Et les exemples de ce gaspillage sont nombreux. Parlons tout d’abord des salaires et des primes au ministère des Affaires étrangères qui ont dépassé durant l’année 2012-2013 la barre des 108 milliards de L.E., soit une hausse d’environ 257,5 millions de L.E. par rapport à l’année 2011-2012. Selon l’écrivain, il est possible de réduire ces dépenses en réduisant le nombre de nos ambassades et de nos missions diplomatiques en Amérique latine. L’écrivain se demande : est-il normal que l’Egypte soit représentée dans 35 ambassades et missions diplomatiques en Amérique latine ? Alors que la réalité des choses sur le terrain nous dit que la nature des relations politico-économiques avec la plupart de ces pays, tels que le Salvador, l’Uruguay et Haïti peuvent être qualifiées de « modestes ».

Si l’on passe au ministère de l’Intérieur, sa part du budget général est estimée à 18,2 milliards de L.E. au cours de l’année 2012-2013 avec une hausse de 2,7 milliards de L.E. A l’heure où les tribunaux et la magistrature ont obtenu 5,6 milliards de L.E. avec une hausse estimée à 1,5 milliard de L.E. par rapport à l’année 2011-2012. Les déséquilibres monétaires dans la gestion des ressources financières ont persisté sous le gouvernement de Hicham Qandil. Malgré la performance médiocre du gouvernement Qandil, Morsi a insisté à le préserver dans un entêtement sans pareil qui nous rappelait celui du vétéran de l’obstination, Moubarak.

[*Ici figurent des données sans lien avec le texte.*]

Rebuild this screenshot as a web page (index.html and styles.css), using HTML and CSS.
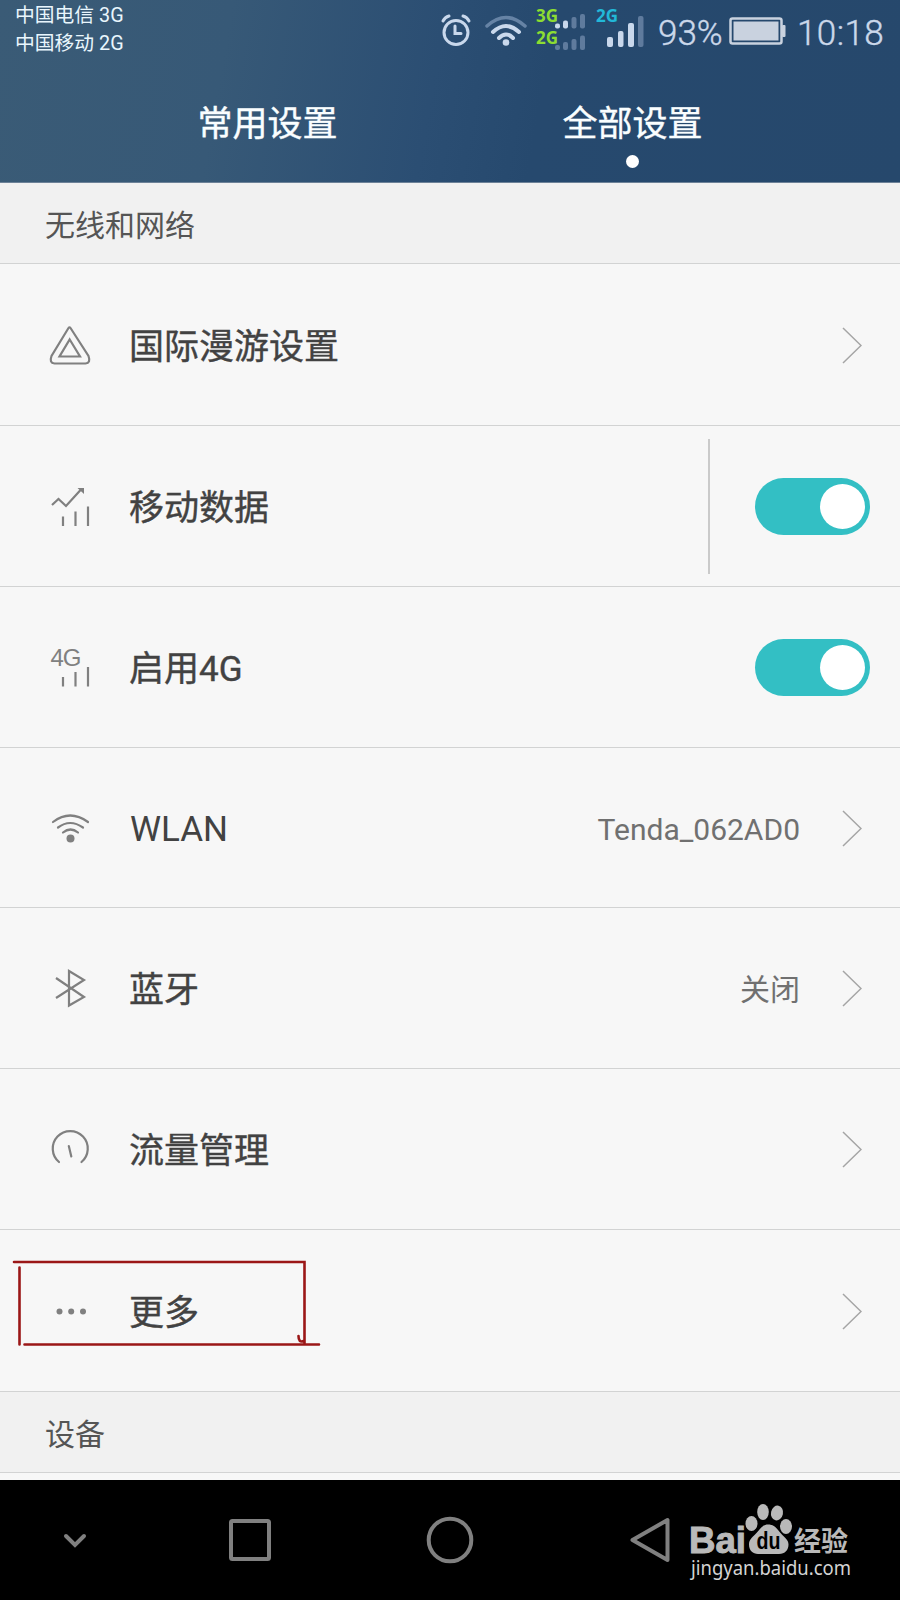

La performance de Morsi, tout au long d’une année, a fait montre non seulement d’un manque inouï d’intelligence politique, mais d’une obstination sans précédent et d’une volonté aveugle de monopoliser les composantes de l’Etat égyptien qui devraient s’assujettir, selon ses croyances et celles de sa Gamaa, à la gouvernance islamique.

Selon Farouq, la structure sociale du pouvoir sous Morsi comprenait des commerçants et des entrepreneurs qui n’avaient ni les qualifications, ni l’expertise nécessaire en matière d’économie pour comprendre les mécanismes devant gérer un grand Etat comme l’Egypte. Malheureusement, écrit-il, le président Morsi et sa confrérie sont devenus un grave danger menaçant l’entité égyptienne.

Au final, la conclusion de l’auteur est cinglante : il nie la possibilité d’une rencontre à mi-chemin entre Morsi et ses Frères musulmans d’un côté et les différentes composantes de l’action nationale de l’autre.

Maezaq Al-Iqtessad Al-Masry, de Abdel-Khaleq Farouq, aux éditions Dar Al-Thaqafa Al-Gadida, 2013.